So, here's an interesting subject that I'd love to see LPA member's opinions on. Do you prefer owning a physical copy of your music (be it CD, cassette, vinyl) or would you just rather download all of your music and not bother with physical items? I know that I personally love owning physical copies of my favorite albums and am building up quite the collection. I do use my iPod to listen to music on a regular basis due to convenience but I find there to be something really cool about being able to say that I have a physical copy of an album and also being able to look through the artwork and lyrics when I first listen to an album.
If I had a lot of money I would probably be a vinyl collector of sorts. But I don't, and I don't think that affects my listening of music at all.
Let's get digital, digital.. I don't ever play physical CDs so I don't even bother buying them anymore, waste of both space and time. It's still the same music however you play it.
Most of my music I own physical copies of, and I have a pretty extensive collection of dvds, blu-rays and games as well. When it comes to the music I barely ever actually use the physical copies once they're ripped though, besides just getting them out out of boredom and looking at the liner notes and thinking "hmm, that's nice". That's it.
While it is the same music regardless of how it's played, you miss out on being able to appreciate the packaging that CD came with. I personally like being able to look at the booklets that CDs often come with, but each to their own I'm somewhat similar. While I love owning the physical copies of my albums, when I listen to the album for the first time I'll look through the casing and the booklet while listening. However, after that, the music will usually go on my computer and iPod and the physical copy will get set aside with the rest of my collection.
If I spend money on something I better get something I can hold in my hand in return. The packaging is part of the experience IMO, I love looking through the booklet, case insert, and the CD. I design packaging as my job as well so I like to see what other designers are doing.

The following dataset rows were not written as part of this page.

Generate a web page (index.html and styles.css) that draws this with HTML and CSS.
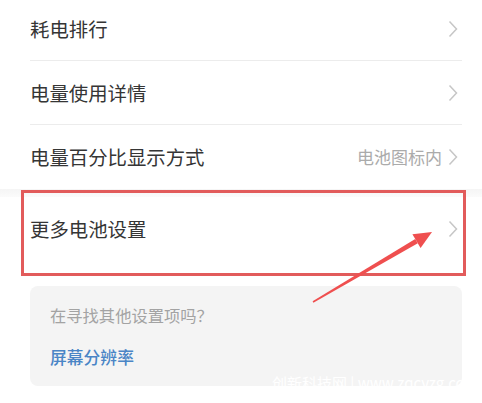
FILE: index.html
```html
<!DOCTYPE html>
<html lang="zh-CN">
<head>
<meta charset="utf-8">
<link rel="stylesheet" href="styles.css">
</head>
<body>
<div class="page">
  <div class="list">
    <div class="row"><span class="label">耗电排行</span><span class="right"><svg class="chev" viewBox="0 0 10 18"><polyline points="1.5,1.5 8.5,9 1.5,16.5"/></svg></span></div>
    <div class="row"><span class="label">电量使用详情</span><span class="right"><svg class="chev" viewBox="0 0 10 18"><polyline points="1.5,1.5 8.5,9 1.5,16.5"/></svg></span></div>
    <div class="row last"><span class="label">电量百分比显示方式</span><span class="right"><span class="value">电池图标内</span><svg class="chev" viewBox="0 0 10 18"><polyline points="1.5,1.5 8.5,9 1.5,16.5"/></svg></span></div>
  </div>
  <div class="gap"></div>
  <div class="list">
    <div class="row last"><span class="label">更多电池设置</span><span class="right"><svg class="chev" viewBox="0 0 10 18"><polyline points="1.5,1.5 8.5,9 1.5,16.5"/></svg></span></div>
  </div>
  <div class="card">
    <div class="hint">在寻找其他设置项吗？</div>
    <div class="link">屏幕分辨率</div>
  </div>

  <div class="highlight"></div>
  <svg class="arrow" viewBox="0 0 482 403" width="482" height="403">
    <polygon points="312.6,304.3 313.4,305.7 417.8,246.3 415.2,242.1"/>
    <polygon points="412.4,237.3 432,235 420.6,251.1"/>
  </svg>
  <div class="watermark">创新科技网 | www.zqcyzg.cc</div>
</div>
</body>
</html>
```
FILE: styles.css
```css
html, body {
  margin: 0;
  padding: 0;
  background: #ffffff;
}
body {
  font-family: "Noto Sans CJK SC", "Noto Sans", sans-serif;
  color: #333333;
  width: 482px;
  height: 403px;
  overflow: hidden;
}
.page {
  position: relative;
  width: 482px;
  height: 403px;
}
.list {
  padding: 0 20px 0 30px;
}
.list:first-child {
  margin-top: -3px;
}
.row {
  height: 63px;
  display: flex;
  align-items: center;
  justify-content: space-between;
  border-bottom: 1px solid #ececec;
  padding-right: 4px;
}
.row.last {
  border-bottom: none;
  height: 64px;
}
.label {
  font-size: 19.4px;
  color: #353535;
  line-height: 24px;
}
.right {
  display: flex;
  align-items: center;
  gap: 6px;
}
.value {
  font-size: 17px;
  color: #ababab;
  line-height: 22px;
}
.chev {
  width: 10px;
  height: 18px;
  display: block;
}
.chev polyline {
  fill: none;
  stroke: #c6c6c6;
  stroke-width: 1.5;
}
.gap {
  height: 8px;
  background: linear-gradient(#f5f5f5, #fbfbfb);
}
.card {
  margin: 25px 20px 0 30px;
  height: 100px;
  box-sizing: border-box;
  background: #f4f4f4;
  border-radius: 8px;
  padding: 17px 20px 0 20px;
}
.hint {
  font-size: 16.3px;
  line-height: 24px;
  color: #a3a3a3;
}
.link {
  margin-top: 18px;
  font-size: 16.8px;
  line-height: 24px;
  color: #4a85c6;
  font-weight: 500;
}
.highlight {
  position: absolute;
  left: 21px;
  top: 193px;
  width: 439px;
  height: 80px;
  border: 3px solid #e25b5b;
}
.arrow {
  position: absolute;
  left: 0;
  top: 0;
}
.arrow polygon {
  fill: #ef4f4f;
}
.watermark {
  position: absolute;
  left: 272px;
  top: 376px;
  font-size: 15px;
  line-height: 20px;
  color: #ffffff;
  white-space: nowrap;
  font-family: "Noto Sans CJK SC", "Liberation Sans", sans-serif;
}
```
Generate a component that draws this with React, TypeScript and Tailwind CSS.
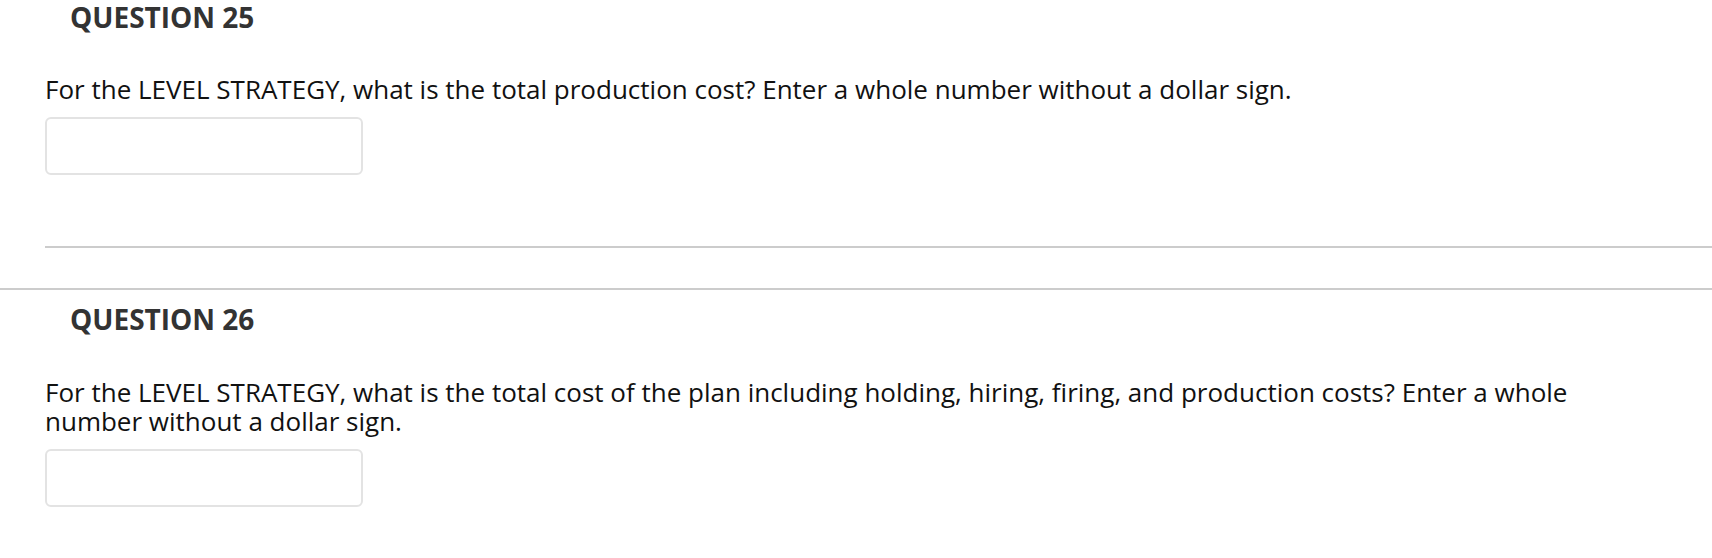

That said the only CDs I actually use are the mixtapes / album copies I burn to listen to in my car. The CD pretty much only gets used to rip it or copy it, rarely will I throw into into a stereo.
I like my music like i like my women, physical! /cheese I had quite a few CDs and Vinyls before the tornado. Now I'm kind of reluctant to buy anything physical, because I still have all my stuff that was saved on my computers hard drive but no CDs, vinyls, tapes, etc.
Both really, though I strive for physical mainly. I frequently download new stuff buy new bands I'm keen on hearing and if I really like it what I hear I'll end up buying the CD anyway. I take great pride with my CD collection, so I'm constantly adding to it. And though I've ripped them all, I still listen to the CD's in my stereo & CD player on occasion usually to listen to the album in the best quality possible without any skips or jumps. Though I am guilty of ripping most of my CD's at 128kbs though only cause of the limited amount of space I have on my Phone/mp3 player. If they brought out Terra byte MicroSD cards then 380kbs/FLAC all the way
I finding that more and more my physical copies of music just end up collecting dust. Ten years ago my CD case was my pride and joy. Now it just sits in a closet because now that the CDs' are ripped onto the computer I have no real use for them. Unless my computer were to crash.
I have to disagree with you...sort of. I can see your argument for bands that are signed to labels. Signed artists, at least from what I know, make the majority of their money off of touring and not CD sales. So, if you really don't want record labels to see money (this really is a debatable topic. I'd like to see independent labels survive and the 4 big labels die), download all you want. Independent bands, on the other hand, do make a profit off music sales. I personally find it immoral to download something for free from an independent artist (unless they personally are offering it for free) because that is a source of income for them. I don't really know that this worded right but I hope my point gets across.
I'm way too big of a pack rat/"collector" type of guy to ever NOT want to buy CDs. I hate not having a tangible piece of memorabilia when I know I could. When it actually comes to listening to music though, I tend to go the digital route just because it's more convenient. Neither my car stereo nor my living room stereo work anymore, so that has a big impact as well.
Aw, come on man! Give them their money! Haha, nah, each to their own. I'm just happy to pay for something somebody (assumably) worked hard on. Even if I had a CD player in my car (my car has a cassette player, I use a cassette adapter deal to play my iPod in my car), I still wouldn't use my CDs in my car out of fear of them potentially becoming damaged.
In regard to illegal downloading, I'll always try to pay for it as long as it's in the 10 dollar range. But, for example, the new RHCP album costing 13 bucks (for a DIGITAL download) is laughable. I mean, come on. In general I think digital music is too expensive though. It should be 7 dollars for a new release or something.
For me, it depends on what it is. LP album, tangible items please. pretty much anything else I do not care. Games/music/whatever.